The common mistake is making it too subtle. If the forebay looks exactly like the rest of the bed, sediment spreads out, clogs the surface evenly, and you’re back to guesswork. Another mistake is using loose decorative gravel everywhere; it migrates, it traps litter, and it invites the “just top it up” cycle that slowly buries the soil.
A better rule is simple: make the forebay visually obvious, physically accessible, and sacrificial. It’s meant to be disturbed.
A simple way to design it without overthinking
You don’t need a complicated specification to get most of the benefit. You need a clear inlet, a defined drop zone, and an overflow path that won’t panic when the storm exceeds the garden’s capacity.
Here’s a practical checklist that works for small residential rain gardens and many larger schemes:
- Give water a clear entry point. One inlet is easier to manage than three mysterious trickles.
- Create a defined sediment zone. A shallow pit or short strip right at the inlet, finished in stone or tough planting.
- Keep it reachable. If you can’t get a shovel in, you won’t maintain it.
- Protect the overflow route. A level spillway to lawn or a drain inlet so big rain doesn’t scour the bed.
- Choose plants that tolerate both wet and dry. Rain gardens swing between extremes; the planting must too.
Let’s be honest: most failures aren’t because the concept is wrong. They’re because nobody planned for the gritty, boring stuff that arrives with the first autumn storm.
What to check after the first three heavy rains
Early checks prevent the slow decline that makes people distrust “green” drainage. You’re looking for clues that the system is behaving as intended.

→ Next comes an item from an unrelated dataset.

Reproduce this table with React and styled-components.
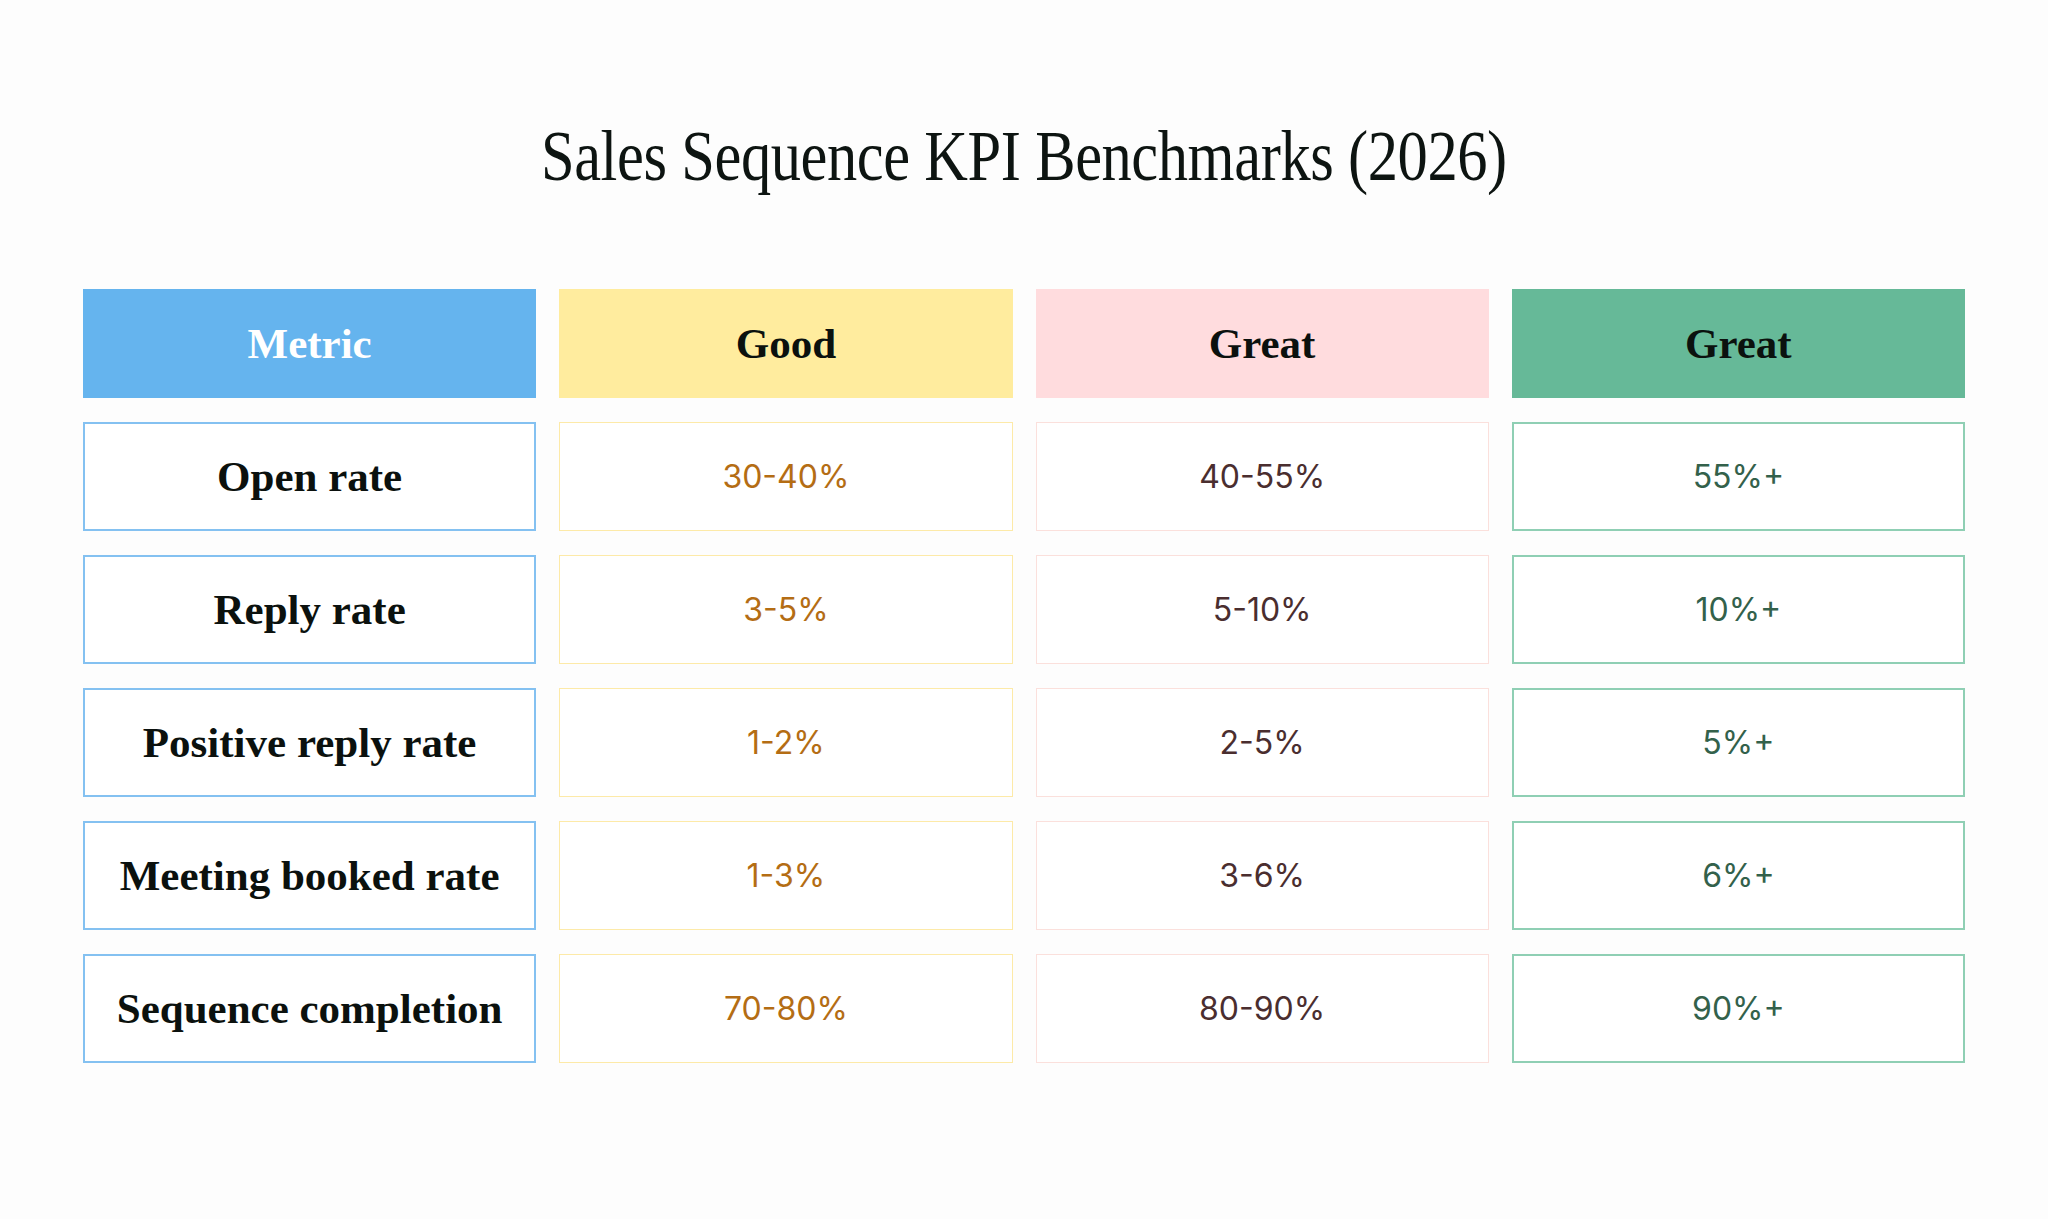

- Is sediment collecting in one place? Good-clean that place.
- Does water drain within a day (often within hours)? If not, the surface may be sealing.
- Are leaves matting across the inlet? Install a simple grate or widen the entry apron.
- Is there scouring or a little channel forming? Add stone at the inlet or adjust the grade.
If the forebay fills quickly, that’s not a design failure; it’s a message. It means the catchment is dirty, the upstream surface is eroding, or there’s construction runoff. The forebay is doing its job by revealing the problem.
Quick snapshot: forebay vs no forebay
| Detail | With a forebay | Without a forebay |
|---|---|---|
| Where silt goes | Predictable, near the inlet | Everywhere, including the surface |
| Maintenance | Small, regular scoops | Infrequent, disruptive rebuilds |
| Performance over time | More consistent infiltration | Gradual clogging and ponding |
The quiet social benefit: it changes how people treat the space
A rain garden that ponds for days reads as neglected, even if it was built with good intentions. People step around it, complain about mosquitoes, and assume the council (or the owner) has stopped caring. A rain garden that drains well reads as purposeful landscaping, and that perception buys you tolerance during storms.
The forebay helps deliver that. It creates a visible “service point” where maintenance happens, which means the rest of the garden can look calm and planted rather than churned up and patchy. In public sites, that’s the difference between “nice idea” and “keep doing more of this”.
FAQ:
- Is a forebay only for big roadside rain gardens? No. Even a small front-garden rain garden under a downpipe benefits from a defined sediment-and-leaf collection spot.
- How often do I need to clean it? Usually after heavy storms and during leaf-fall. If you’re scooping monthly, check for upstream erosion or construction sediment.
- Will a forebay stop all clogging? It won’t stop fine particles, but it dramatically reduces the coarse grit that seals surfaces fastest. Pair it with good soil media and a clear overflow.
- Can I just use gravel as the forebay? You can, but keep it contained and shallow. Loose gravel everywhere tends to migrate and trap litter; a defined stone apron or lined pocket is easier to clean.